Open Source

LM Studio 0.4.14 adds MTP speculative decoding for faster local LLMs

Speculative decoding speeds up inference by predicting multiple tokens at once.

Deep Dive

LM Studio has finally added support for MTP (Multi-Token Prediction) speculative decoding in its latest beta release (version 0.4.14 Build 2). This feature, which is off by default, allows users to speed up local LLM inference by predicting multiple tokens simultaneously using a draft model. To enable it, users must update their llama.cpp engine to version 2.15.0 and manually select "MTP" under "Manually choose model load parameters" before loading a model.

The update brings a well-known speculative decoding technique to LM Studio's user-friendly interface. MTP works by having a smaller, faster draft model propose several token candidates at once; the main model then verifies them in a single forward pass.
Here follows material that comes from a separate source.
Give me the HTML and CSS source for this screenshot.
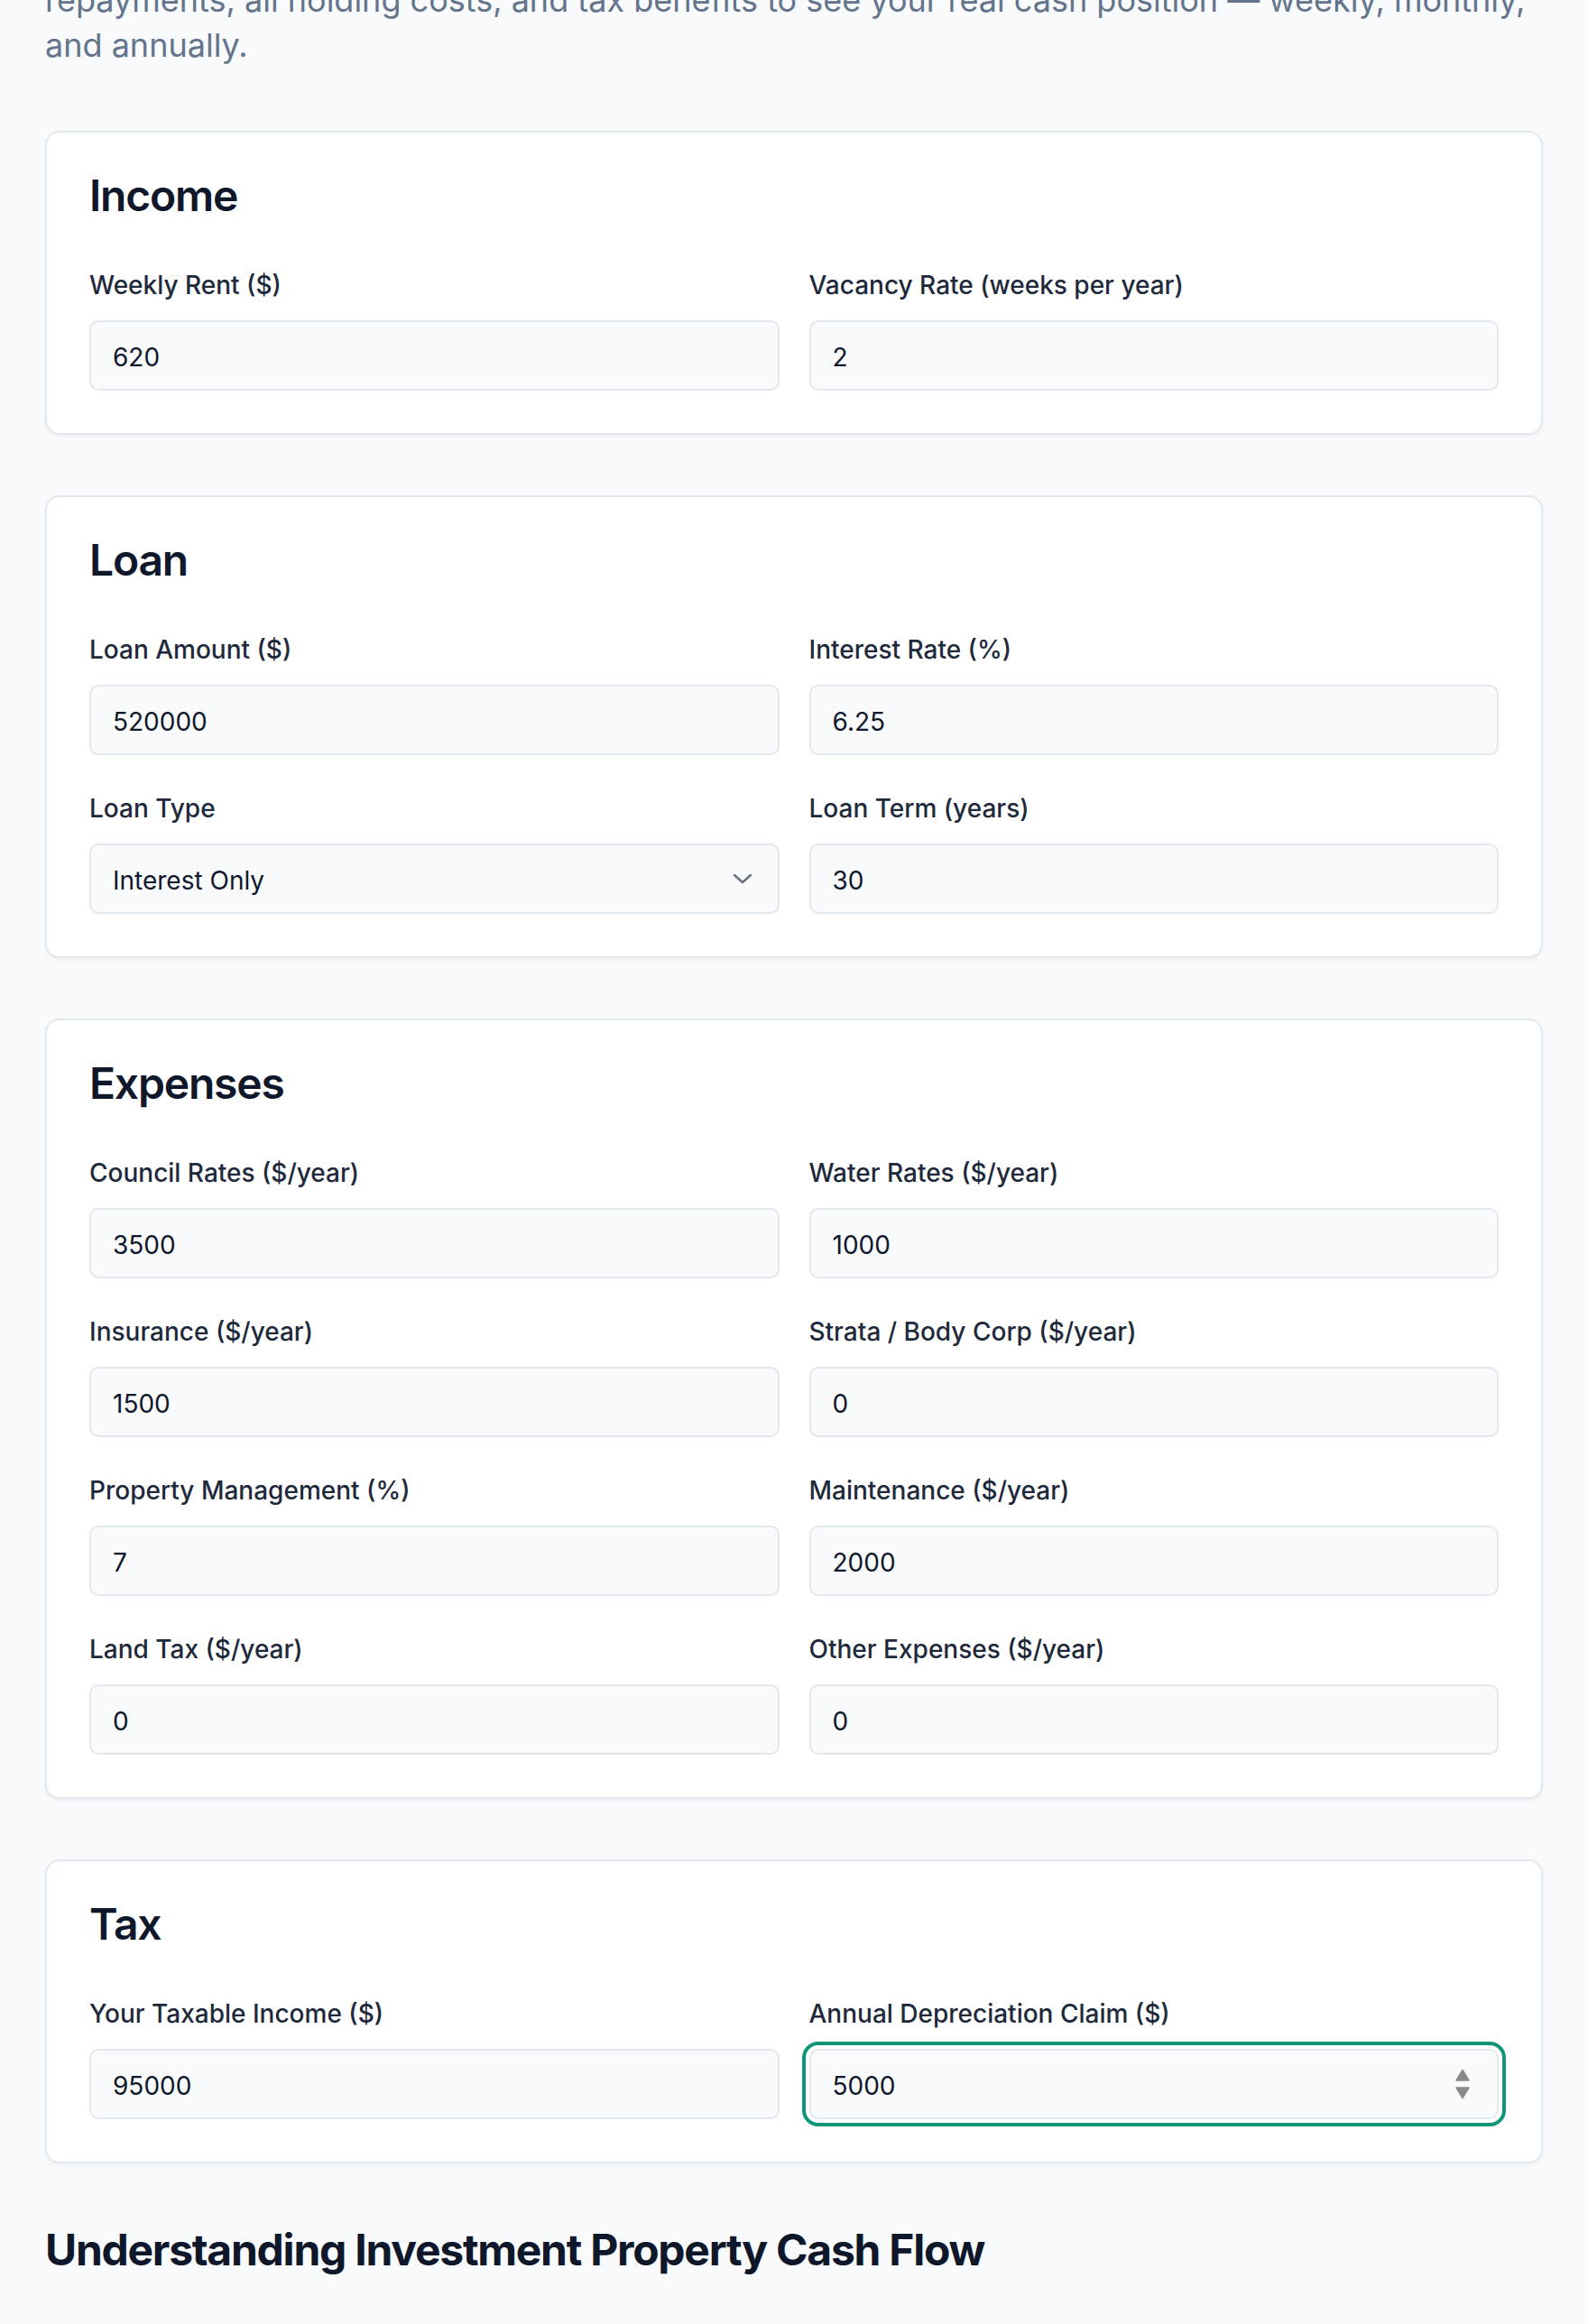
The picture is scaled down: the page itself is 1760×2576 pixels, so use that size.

This can reduce the number of autoregressive steps, cutting latency dramatically — especially useful for real-time chat and coding assistants running locally. The feature is currently in beta, so performance may vary depending on the model pair and hardware.

Key Points
  • LM Studio 0.4.14 Build 2 (Beta) adds MTP speculative decoding support
  • Requires llama.cpp engine 2.15.0 and manual enabling in model load parameters
  • Speeds up inference by predicting multiple tokens in parallel, reducing latency

Why It Matters

Faster local AI inference means more responsive apps, lower costs, and better real-time experiences.